Exterior features of the Majestic include an expansive cast iron canopy, a theater marquee, and a decorated theater box office made of marble and cast iron. The building has fourteen stories topped by a penthouse. The “Majestic” vertical sign, lit with 2,400 lamps, was seventy-six feet in length and began at the seventh-floor level.
Upon entering the theater, patrons undoubtedly find themselves transported into a world of fantasy. The atmospheric theater blends Spanish Mission, Baroque, and Mediterranean architectural styles. The lobby has inlaid tiles, copper lanterns, statues, painted murals, tapestries, a large aquarium, and opens up into two stories. Antique furnishings were purchased from an estate in Tuscany; however, many of the furnishings were sold throughout the years by various owners. Every detail was important to Eberson and, as with his other “Majestic” theaters, he created the feeling of being outdoors—perhaps in the courtyard of a castle. The vaulted auditorium ceiling painted blue with light bulbs for twinkling stars and moving clouds projected by a Viennese Brenograph machine, simulates a nighttime sky. National Geographic was consulted about the position of real stars before the theater opened.

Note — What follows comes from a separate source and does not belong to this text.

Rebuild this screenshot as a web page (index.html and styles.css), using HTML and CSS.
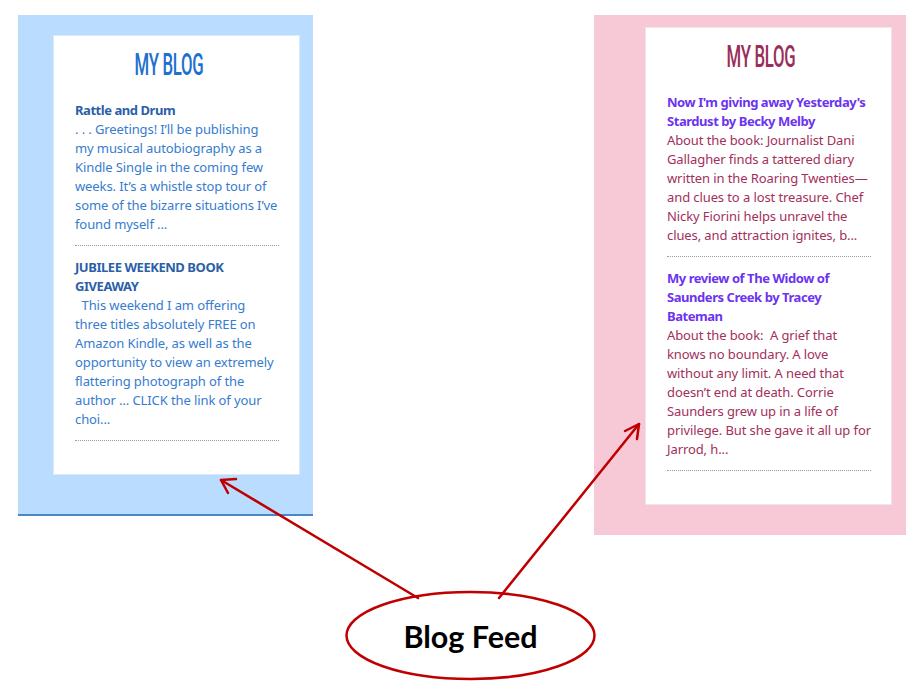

Stuffed birds were used extensively; there were white doves caught in flight, pigeons, colored parrots, wild Texas turkeys, and a rare large white peacock with a spreading tail span and height of ten feet. Birds are still perched on gables and eves. Spanish cypress trees were imported from Italy, and palms came from South America. Decorating continued with the use of orange, azalea, magnolia and oleander trees, blooming cactus, grape vines, rose bushes, bougainvillea plants, and Texas bluebonnets. Auditorium side walls with arches, columns, scrolls, statues, and a bell tower create the façade of a castle or village. The impressive proscenium arch, flanked by towers that extend from the side walls, has cherubs spaced across the lower portion and is topped by a statue of Venus. There are rear and side balconies and a curved staircase that leads to the mezzanine.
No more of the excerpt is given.